Mad Dog: A Resurgence of a Forgotten Attitude.
"I’m not here to play nice in a world that rewards silence."
The Mad Dogs were a literary collective in Austin during the late 1970s and early ’80s, and they were here to do so in uniquely fringe style. They were writers, poets, actors, future public figures and thinkers with sharp tongues and even sharper minds. They gathered in bookstores, smoky bars, they left their mark on pages, and made trouble in the streets.
In 2001 Clay Smith published an article in the Austin Chronicle, titled “Notes on Mad Dogs: On Being Young, Talented, and Slightly Insane in Old Austin”. In the article, Clay discusses how these “literary outlaws”, changed the fabric of our culture, “Mad Dogs did what young artists and intellectuals in a notably conservative environment tend to do… they fought with and changed the culture.”
I found it to be a very interesting and relevant read that raised a lot of feelings for me, especially regarding the kind of consumers we’re engaging with, as tech companies increasingly hire younger talent who may have had less exposure to diverse cultural experiences, to put it plainly, Austin has become pretty f*cking basic.
Austin wasn’t always "weird", that was carefully crafted by the creative community. Everyone chipped in, and growing up this was a very lighthearted, playful, and inviting city. Before the tech boom, before SXSW and boutique hotels, the city’s cultural identity was more cautious and conservative. And today, on the west side of Austin, I’d say it still is. However, I think that is where we can read, and gather some inspiration from this group that certainly knew how to stir the pot strategically in order to move the needle forward.
Instead of shying away from the conservative aspects of our culture, they stood toe to toe, and into that safe world walked the Mad Dogs, dragging behind them a growling mix of punk energy, literary ambition, and street smarts.

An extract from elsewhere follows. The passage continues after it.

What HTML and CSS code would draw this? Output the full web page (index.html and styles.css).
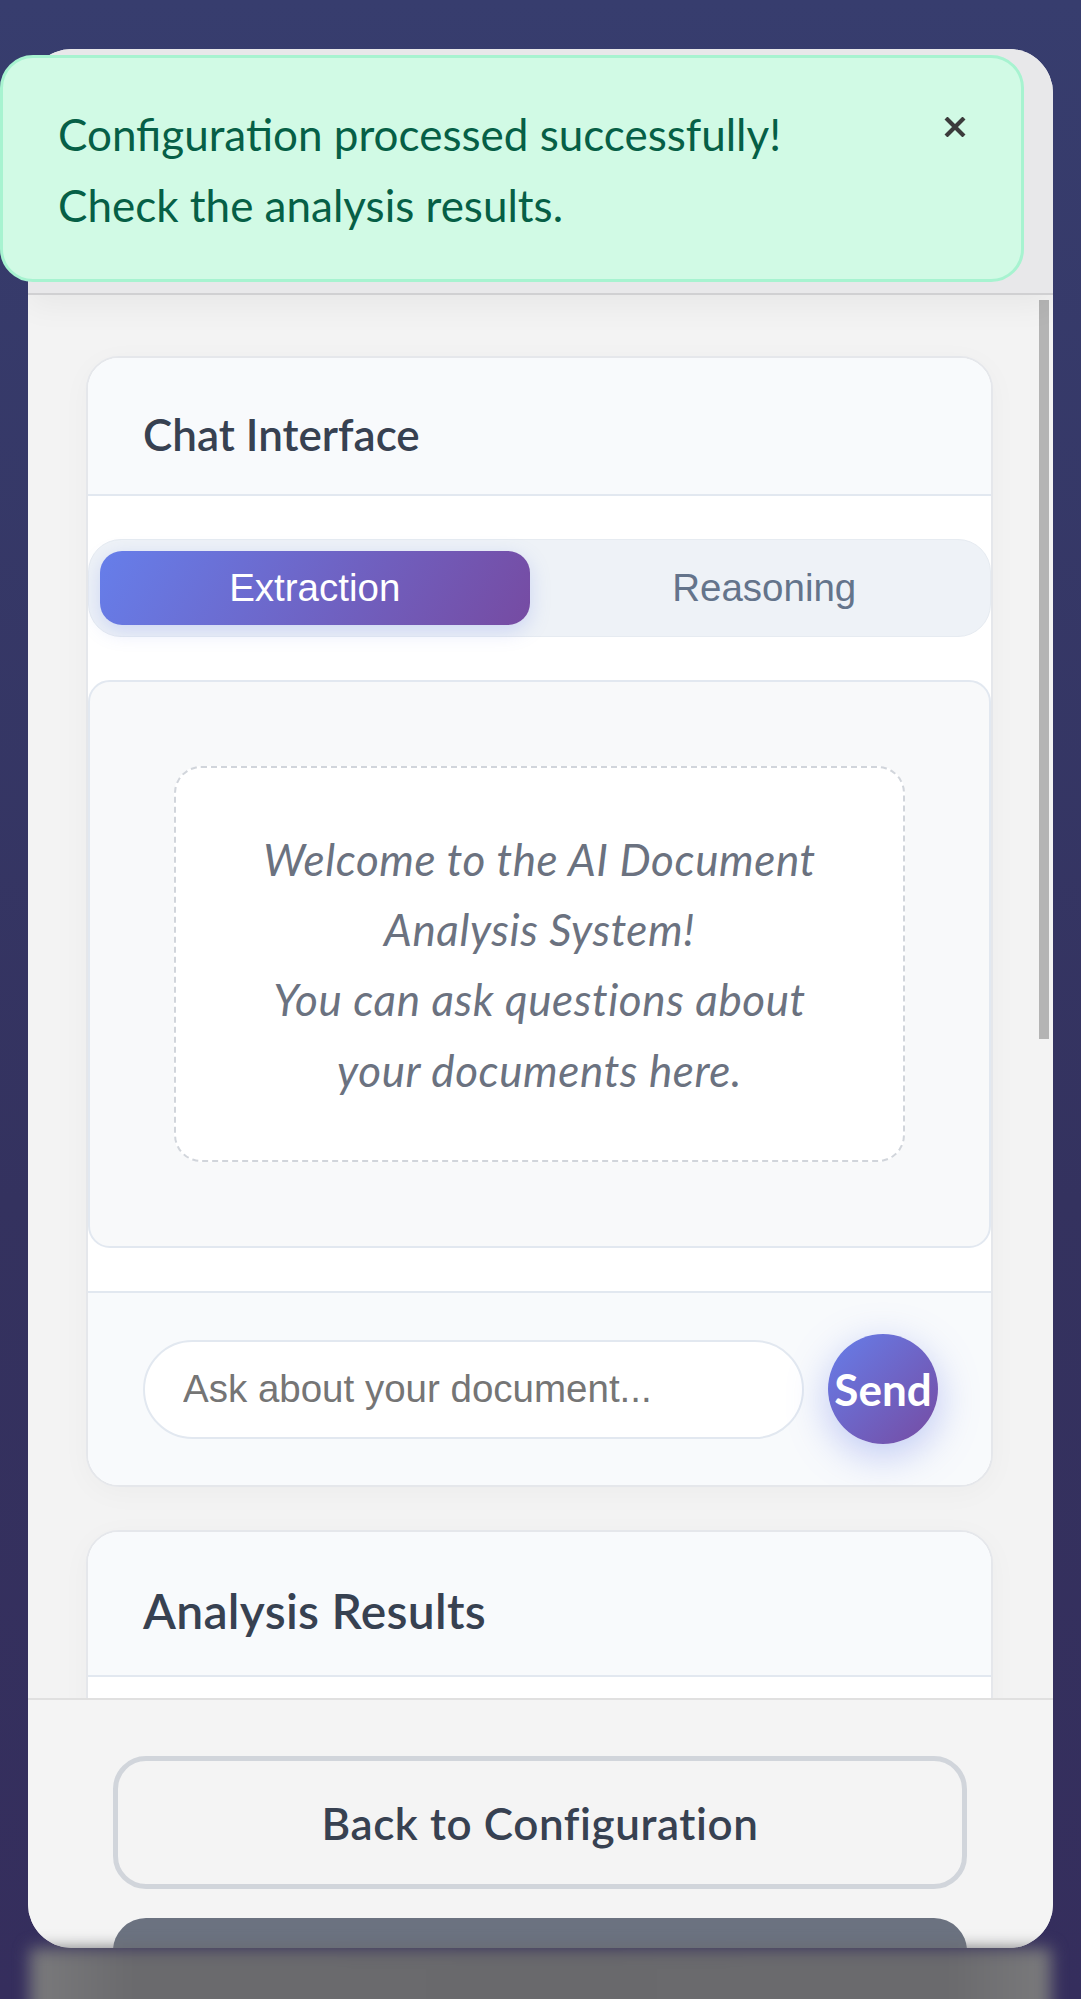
FILE: index.html
```html
<!DOCTYPE html>
<html lang="en">
<head>
<meta charset="utf-8">
<title>Document Analysis</title>
<link rel="stylesheet" href="styles.css">
</head>
<body>
<div class="stage">
  <div class="modal">
    <div class="modal-head"></div>
    <div class="modal-body">
      <div class="scroll">
        <section class="panel chat">
          <div class="panel-head"><h3 class="panel-title">Chat Interface</h3></div>
          <div class="chat-body">
            <div class="tabs">
              <button class="tab active">Extraction</button>
              <button class="tab">Reasoning</button>
            </div>
            <div class="messages">
              <div class="welcome">
                <p>Welcome to the AI Document<br>Analysis System!<br>You can ask questions about<br>your documents here.</p>
              </div>
            </div>
          </div>
          <div class="composer">
            <input class="ask" type="text" placeholder="Ask about your document...">
            <button class="send"><span>Send</span></button>
          </div>
        </section>
        <section class="panel results">
          <div class="panel-head"><h3 class="panel-title big">Analysis Results</h3></div>
          <div class="results-body"></div>
        </section>
      </div>
      <div class="scrollbar"><div class="thumb"></div></div>
    </div>
    <div class="modal-foot">
      <button class="btn-outline">Back to Configuration</button>
      <button class="btn-gray"></button>
    </div>
  </div>
  <div class="under"></div>
  <div class="toast">
    <p class="toast-text">Configuration processed successfully!<br>Check the analysis results.</p>
    <button class="toast-close" aria-label="Close">
      <svg viewBox="0 0 22 20" width="22" height="20"><path d="M2 1 L20 19 M20 1 L2 19" stroke="#3b3b3b" stroke-width="4.2" stroke-linecap="butt"/></svg>
    </button>
  </div>
</div>
</body>
</html>
```
FILE: styles.css
```css
* { box-sizing: border-box; }
html, body { margin: 0; padding: 0; }
body {
  width: 1081px;
  height: 1999px;
  overflow: hidden;
  background: linear-gradient(180deg, #373d6e 0%, #34325f 60%, #352e5d 100%);
  font-family: Lato, "Open Sans", sans-serif;
}
.stage {
  position: relative;
  padding: 49px 28px 0 28px;
}
.modal {
  width: 1025px;
  height: 1899px;
  border-radius: 44px;
  background: #f3f3f3;
  display: flex;
  flex-direction: column;
  overflow: hidden;
}
.modal-head {
  position: relative;
  z-index: 1;
  height: 246px;
  flex: none;
  background: #e8e8ea;
  border-bottom: 2px solid #d0d0d2;
  box-shadow: 0 10px 30px rgba(0,0,0,0.05);
}
.modal-body {
  flex: 1;
  display: flex;
  min-height: 0;
  overflow: hidden;
}
.scroll {
  flex: 1;
  overflow: hidden;
  padding: 61px 46px 0 58px;
  display: flex;
  flex-direction: column;
  gap: 43px;
}
.scrollbar {
  width: 10px;
  margin-right: 4px;
  flex: none;
  padding-top: 5px;
}
.thumb {
  height: 739px;
  background: #b4b4b4;
}
.panel {
  flex: none;
  background: #ffffff;
  border: 2px solid #e5e7eb;
  border-radius: 33px;
  overflow: hidden;
  box-shadow: 0 6px 30px rgba(0,0,0,0.03);
}
.panel-head {
  background: #f8fafc;
  border-bottom: 2px solid #e2e8f0;
  padding: 41px 55px 25px;
}
.panel-title {
  margin: 0;
  font-size: 44px;
  line-height: 70.4px;
  font-weight: 600;
  color: #374151;
}
.panel-title.big {
  font-size: 48px;
  line-height: 76.8px;
  letter-spacing: 0.3px;
}
.chat-body {
  padding: 43px 0;
}
.tabs {
  display: flex;
  gap: 20px;
  padding: 11px;
  background: #eef2f7;
  border: 1px solid #e6ebf1;
  border-radius: 33px;
  margin-bottom: 43px;
}
.tab {
  flex: 1;
  height: 74px;
  border: none;
  border-radius: 22px;
  background: transparent;
  font-family: "Liberation Sans", Arial, sans-serif;
  font-size: 38.5px;
  color: #64748b;
  padding: 0;
}
.tab.active {
  background: linear-gradient(120deg, #667eea 0%, #764ba2 100%);
  color: #ffffff;
  box-shadow: 0 6px 20px rgba(102,126,234,0.25);
}
.messages {
  height: 568px;
  border: 2px solid #e2e8f0;
  border-radius: 22px;
  background: #f8f9fa;
  padding: 84px;
  display: flex;
}
.welcome {
  flex: 1;
  border: 2px dashed #d1d5db;
  border-radius: 27px;
  background: #ffffff;
  display: flex;
  align-items: center;
  justify-content: center;
}
.welcome p {
  margin: 0;
  text-align: center;
  font-style: italic;
  font-size: 44px;
  line-height: 70.4px;
  letter-spacing: 0.6px;
  color: #6b7280;
  white-space: nowrap;
}
.composer {
  background: #f8fafc;
  border-top: 2px solid #e2e8f0;
  padding: 41px 53px 41px 55px;
  display: flex;
  align-items: center;
  gap: 24px;
}
.ask {
  flex: 1;
  min-width: 0;
  height: 99px;
  border: 2px solid #e2e8f0;
  border-radius: 50px;
  background: #ffffff;
  padding: 0 38px;
  font-family: "Liberation Sans", Arial, sans-serif;
  font-size: 38.5px;
  color: #333;
  outline: none;
}
.ask::placeholder { color: #757575; }
.send {
  flex: none;
  width: 110px;
  height: 110px;
  border-radius: 50%;
  border: none;
  padding: 0;
  background: linear-gradient(135deg, #667eea 0%, #764ba2 100%);
  box-shadow: 0 11px 40px rgba(102,126,234,0.4);
  display: flex;
  align-items: center;
  justify-content: center;
  overflow: visible;
}
.send span {
  font-family: Lato, sans-serif;
  font-weight: 700;
  font-size: 44px;
  color: #ffffff;
  white-space: nowrap;
}
.results-body {
  height: 300px;
  background: #ffffff;
}
.modal-foot {
  flex: none;
  height: 250px;
  background: #f4f4f4;
  border-top: 2px solid #e0e0e0;
  padding: 56px 86px 0 85px;
  display: flex;
  flex-direction: column;
  gap: 29px;
}
.btn-outline {
  flex: none;
  height: 133px;
  border: 5.5px solid #d1d5db;
  border-radius: 33px;
  background: transparent;
  font-family: Lato, sans-serif;
  font-weight: 600;
  font-size: 44px;
  letter-spacing: 0.6px;
  color: #374151;
}
.btn-gray {
  flex: none;
  height: 110px;
  border: none;
  border-radius: 33px;
  background: #6b7280;
}
.under {
  height: 80px;
  margin: 0 2px;
  background: linear-gradient(90deg, #7a7a7c 0%, #6a6a6d 10%, #69696c 50%, #6a6a6d 90%, #7a7a7c 100%);
  filter: blur(8px);
}
.toast {
  position: absolute;
  z-index: 5;
  top: 55px;
  left: 0;
  width: 1024px;
  height: 227px;
  background: #d1fae5;
  border: 3px solid #a7f3d0;
  border-radius: 33px;
  padding: 41px 55px;
  display: flex;
  align-items: flex-start;
  justify-content: space-between;
}
.toast-text {
  margin: 0;
  font-size: 44px;
  line-height: 71px;
  color: #065f46;
}
.toast-close {
  border: none;
  background: transparent;
  padding: 0;
  margin-top: 18px;
  width: 22px;
  height: 20px;
  display: block;
}
.toast-close svg { display: block; }
```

They didn't simply publish zines or write manifestos, they lived their resistance. Their writing was raw, chaotic, and hungry. They revered figures like Rimbaud, Ginsberg, Burroughs, and Bukowski, but they were also deeply rooted in the Texas landscape, a place that they simultaneously loved, loathed, and refused to leave. They wrote about sex, politics, drugs, beauty, and the brutality of language itself. They spit in the face of the status quo, even as they taught in classrooms or waited tables to survive.
What made the Mad Dogs dangerous was not just their style but their sincerity. They believed that writing mattered. They believed, radically, that Texas could contain multitudes, that you didn’t have to run to New York or San Francisco to be an artist. They were proof that resistance didn’t always have to be loud to be seismic. It could be written in ink and published by hand, shouted across dining tables, or the next big idea written on a cocktail napkin in a crowded bar.
Some of them would go on to become professors, novelists, or even renowned personalities like the late Larry King, others would fade into cult legend that is now being forgotten. But their impact still ripples through Austin’s creative scene. They helped shift the city’s imagination, breaking open space for messier, more authentic voices.
In doing so, they gave Austin something that couldn't be bulldozed or gentrified, a spirit of rebellious creativity. A belief that art, even in the unlikeliest of places, could change not just people but places.
They were mad. They were dogs. And they rewrote the rules.
The Mad Dogs didn’t behave, and they didn’t ask permission. They fought with culture because culture was worth the fight. That’s what made them dangerous, and that’s what made them necessary.
Reflection:
For me, what inspires me about this group is it is about standing in a room and refusing to be small or soft-spoken when something real needs to be said. It's about not flinching when the air gets thick with tension. It's about the old-school belief that your words mean something. That if you say a thing, you better damn well stand behind it. That’s resistance, and real resistance has teeth.
We live in an age where comfort has replaced conviction. Where men talk big, but shrink from confrontation in real life. We've become enamored with passive aesthetics, curated opinions, curated emotions, curated lives. But I’m not here to be curated. I'm here to make people feel something again. To inject some electricity into our scene. To drag some conflict back into these sterilized spaces and force people to look each other in the eye. Discomfort is the quickest way to grow.
Just like the Mad Dogs, I’m not here to play nice in a world that rewards silence. I’m not here to smooth over the rough edges. I’m here to bring back the bark, loud, defiant, disruptive. To remind people that words have weight, there is no dress rehearsal in life. Men used to know that. You said a thing, you meant it. You stood toe to toe and let the words do what they were made to do, build or burn. That kind of presence, that kind of heat, has been missing.
The culture has softened. The leash has tightened. But some of us still bite, and we’re coming for what’s ours. I’ll be the first to say that shaking things up, and just disrupting for the hell of it doesn’t necessarily mean that it is productive. That’s why our philosophy is to to disrupt and then define. I’m sure one day we will mature into this space, and learn how to be a bit more diplomatic, but for now, we are a little pissed off and we’re here to make some noise. See you soldiers out there.